From Low-level Vision to Spatial Intelligence: A First-Principle Approach


Date & time
Monday, March 18, 2024
10 a.m. – 11:30 a.m.
Speaker(s)

Chengzhou Tang

Cost

This event is free

Website

Contact

Tristan Glatard

Where

ER Building
2155 Guy St.
Room ER-1072

Wheel chair accessible

Yes

Abstract:



Recent advancements led by large-scale language models (LLMs) show that Artificial General Intelligence (AGI) is potentially within reach, as demonstrated in numerous applications such as AI agents and code generation. LLMs have also been leveraged for high-level task planning of robotics in the real world. These progresses are contributed by the logistic reasoning capabilities embedded in the LLMs. However, it remains an open question how we can achieve intelligent systems that can interact with the physical world and understand its underlying principles.

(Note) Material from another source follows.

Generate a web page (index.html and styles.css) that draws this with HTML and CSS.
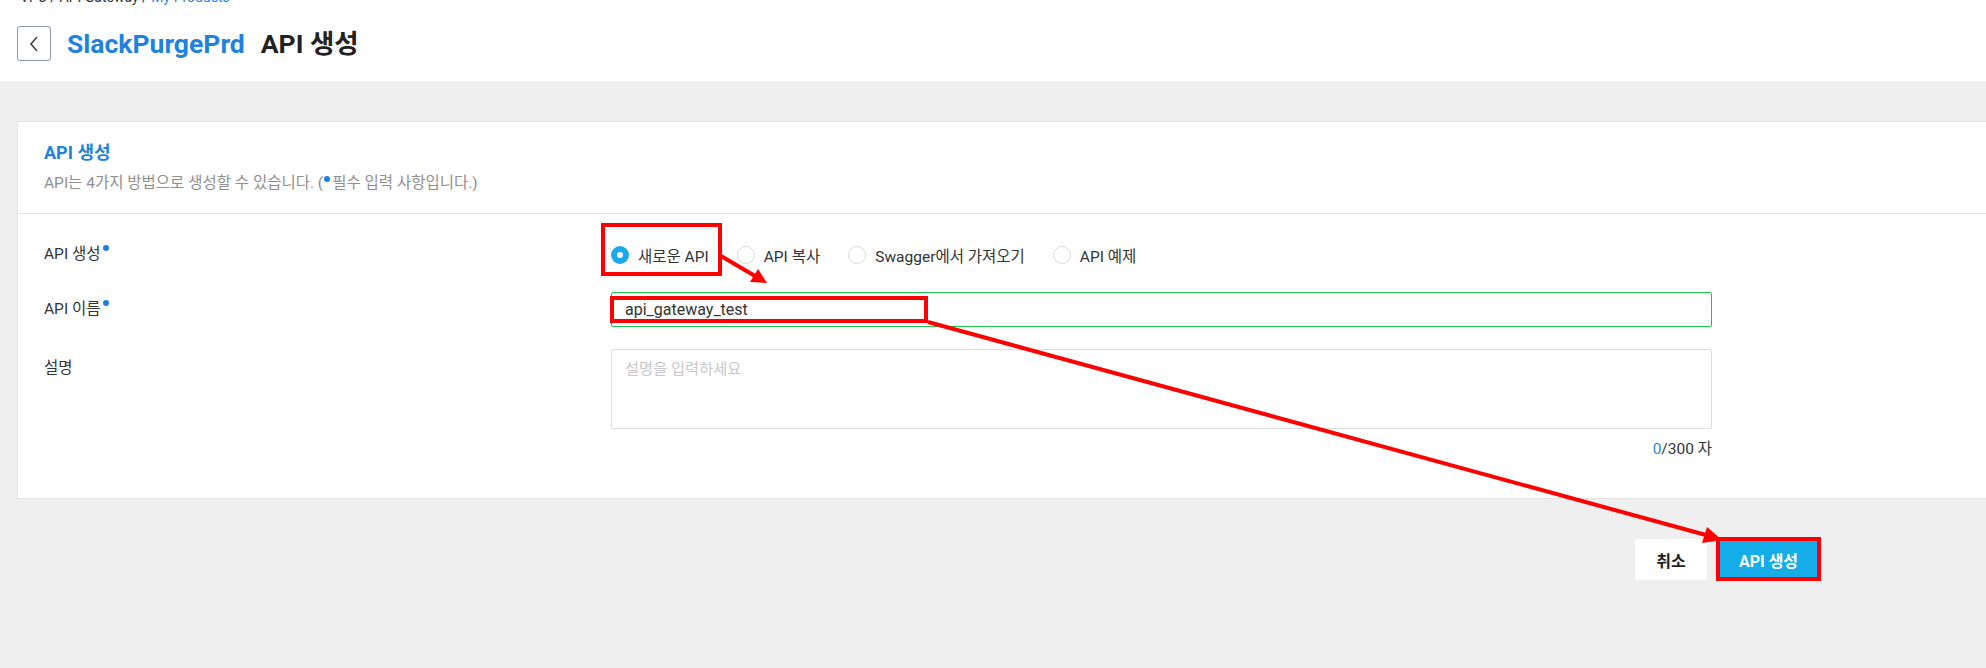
FILE: index.html
```html
<!DOCTYPE html>
<html lang="ko">
<head>
<meta charset="utf-8">
<title>API 생성</title>
<link rel="stylesheet" href="styles.css">
</head>
<body>
<div class="page">
  <header class="top">
    <div class="crumbs"><div class="crumbs-inner">VPC / API Gateway / <span class="crumb-link">My Products</span></div></div>
    <div class="title-row">
      <button class="back" type="button" aria-label="뒤로">
        <svg width="12" height="18" viewBox="0 0 12 18"><path d="M9 2 L3 9 L9 16" fill="none" stroke="#444" stroke-width="1.6"/></svg>
      </button>
      <h1 class="title"><span class="prod">SlackPurgePrd</span><span class="act">API 생성</span></h1>
    </div>
  </header>

  <main class="main">
    <section class="card">
      <div class="card-head">
        <h2 class="card-title">API 생성</h2>
        <p class="card-desc">API는 4가지 방법으로 생성할 수 있습니다. (<i class="req"></i>필수 입력 사항입니다.)</p>
      </div>
      <div class="form">
        <div class="row row-radio">
          <div class="label">API 생성<i class="req sup"></i></div>
          <div class="ctrl radios">
            <label class="opt"><span class="radio on"></span>새로운 API</label>
            <label class="opt"><span class="radio"></span>API 복사</label>
            <label class="opt"><span class="radio"></span>Swagger에서 가져오기</label>
            <label class="opt"><span class="radio"></span>API 예제</label>
          </div>
        </div>
        <div class="row row-input">
          <div class="label">API 이름<i class="req sup"></i></div>
          <div class="ctrl"><div class="input">api_gateway_test</div></div>
        </div>
        <div class="row row-text">
          <div class="label">설명</div>
          <div class="ctrl">
            <div class="textarea"><span class="ph">설명을 입력하세요</span></div>
            <div class="counter"><span class="cnt">0</span>/300 자</div>
          </div>
        </div>
      </div>
    </section>

    <div class="actions">
      <button class="btn cancel" type="button">취소</button>
      <button class="btn primary" type="button">API 생성</button>
    </div>
  </main>

  <svg class="annot" width="1986" height="668" viewBox="0 0 1986 668">
    <g fill="none" stroke="#ff0000" stroke-width="4">
      <rect x="603" y="225" width="117" height="49"/>
      <rect x="612" y="298" width="314" height="23"/>
      <rect x="1718" y="539" width="101" height="40"/>
      <line x1="721" y1="256" x2="755" y2="276"/>
      <line x1="928" y1="322" x2="1706" y2="535"/>
    </g>
    <g fill="#ff0000">
      <polygon points="767,283 750,282 758,269"/>
      <polygon points="1722,540 1702,543 1707,527"/>
    </g>
  </svg>
</div>
</body>
</html>
```

FILE: styles.css
```css
* { box-sizing: border-box; }

html, body {
  margin: 0;
  padding: 0;
}

body {
  background: #efefef;
  font-family: Roboto, "Noto Sans CJK KR", "Noto Sans", sans-serif;
  color: #333;
  width: 1986px;
  height: 668px;
  overflow: hidden;
}

.page {
  position: relative;
  width: 1986px;
  height: 668px;
}

/* header */
.top {
  background: #fff;
  height: 81px;
  padding-left: 17px;
}

.crumbs {
  height: 5px;
  overflow: hidden;
  padding-left: 3px;
}

.crumbs-inner {
  margin-top: -11px;
  font-size: 14px;
  line-height: 16px;
  color: #333;
}

.crumb-link { color: #2f86e0; }

.title-row {
  display: flex;
  align-items: center;
  margin-top: 21px;
}

.back {
  width: 34px;
  height: 35px;
  border: 1px solid #8a98aa;
  border-radius: 3px;
  background: #fff;
  padding: 0;
  display: flex;
  align-items: center;
  justify-content: center;
}

.title {
  margin: 0 0 0 16px;
  font-size: 26.5px;
  font-weight: 700;
  display: flex;
  gap: 16px;
  line-height: 32px;
}

.prod { color: #2082dd; }
.act { color: #222; }

/* card */
.main { padding-left: 17px; }

.card {
  margin-top: 40px;
  background: #fff;
  border-top: 1px solid #e2e2e2;
  border-bottom: 1px solid #e2e2e2;
  border-left: 1px solid #e6e6e6;
}

.card-head {
  padding: 19px 26px 20px;
  border-bottom: 1px solid #e4e4e4;
}

.card-title {
  margin: 0;
  font-size: 18px;
  line-height: 24px;
  font-weight: 700;
  color: #2082dd;
}

.card-desc {
  margin: 8px 0 0;
  font-size: 15.5px;
  line-height: 20px;
  color: #8f8f8f;
}

.req {
  display: inline-block;
  width: 6px;
  height: 6px;
  border-radius: 50%;
  background: #1f7fe0;
  vertical-align: 6px;
  margin: 0 2px 0 1px;
}

.req.sup {
  vertical-align: 8px;
  margin-left: 3px;
}

.form {
  padding: 22px 274px 39px 26px;
}

.row {
  display: grid;
  grid-template-columns: 567px 1fr;
}

.label {
  font-size: 15.5px;
  color: #333;
}

.row-radio .label { line-height: 36px; }
.row-input { margin-top: 20px; }
.row-input .label { line-height: 35px; }
.row-text { margin-top: 22px; }
.row-text .label { line-height: 20px; padding-top: 9px; }

.radios {
  display: flex;
  align-items: center;
  height: 36px;
  padding-top: 1px;
  gap: 28px;
}

.opt {
  display: flex;
  align-items: center;
  gap: 9px;
  font-size: 15.5px;
  color: #333;
}

.radio {
  width: 18px;
  height: 18px;
  border-radius: 50%;
  border: 1px solid #dcdcdc;
  background: #fff;
  position: relative;
  flex: none;
}

.radio.on {
  border: none;
  background: #1ba8e8;
}

.radio.on::after {
  content: "";
  position: absolute;
  left: 6px;
  top: 6px;
  width: 6px;
  height: 6px;
  border-radius: 50%;
  background: #fff;
}

.input {
  height: 35px;
  border: 1px solid #1ec84a;
  border-radius: 2px;
  padding-left: 13px;
  font-size: 16px;
  line-height: 33px;
  color: #333;
}

.textarea {
  height: 80px;
  border: 1px solid #dedede;
  border-radius: 2px;
  padding: 9px 13px;
  font-size: 15.3px;
  line-height: 20px;
}

.ph { color: #c8c8c8; }

.counter {
  margin-top: 10px;
  text-align: right;
  font-size: 15.5px;
  line-height: 20px;
  color: #333;
}

.cnt { color: #2f86e0; }

/* actions */
.actions {
  display: flex;
  justify-content: flex-end;
  gap: 11px;
  margin-top: 40px;
  padding-right: 167px;
}

.btn {
  height: 41px;
  border: none;
  border-radius: 2px;
  font-family: Roboto, "Noto Sans CJK KR", sans-serif;
  font-size: 16px;
  font-weight: 700;
  padding: 0;
}

.cancel {
  width: 72px;
  background: #fff;
  color: #222;
}

.primary {
  width: 101px;
  background: #15ade8;
  color: #fff;
}

/* annotation overlay */
.annot {
  position: absolute;
  left: 0;
  top: 0;
  pointer-events: none;
}
```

In this talk, I will first briefly review the previous efforts in computer vision, focusing particularly on how these pioneering works perceive the physical world computationally and how they advanced the development of intelligent autonomous systems. Then, I will introduce the idea of integrating the first-principle rules within neural networks through optimization with learned objective function and regularization. This idea, first adopted for the task of 3D reconstruction of static scenes, bridges the gap between end-to-end learning-based methods and conventional multi-view geometry methods. Following this, I will introduce subsequent works that generalize this idea to a variety of other low-level vision tasks. Specifically, I will discuss how to decouple the task-specific objective function from the model, making it possible to learn a single model for multiple tasks with shared model weights, and even enabling zero-shot transfer between tasks.

 

Biography:

Chengzhou Tang is a research scientist at Meta Reality Labs. He obtained his Ph.D. from Simon Fraser University under the guidance of Dr. Ping Tan in 2020. His research encompasses low-level and 3D computer vision, along with their applications such as SLAM (Simultaneous Localization and Mapping) in robotics. A cornerstone of his works is the integration of first-principle rules within neural networks through differentiable optimization. This technique facilitates both learning with physical inductive bias and optimization with learned regularization, offering a unified and efficient framework for tackling a variety of low- and mid-level computer vision tasks. His works, which are at the intersection of computer vision, computer graphics, deep learning, and robotics, have been published in corresponding venues including CVPR, SIGGRAPH, ICLR, and ICRA.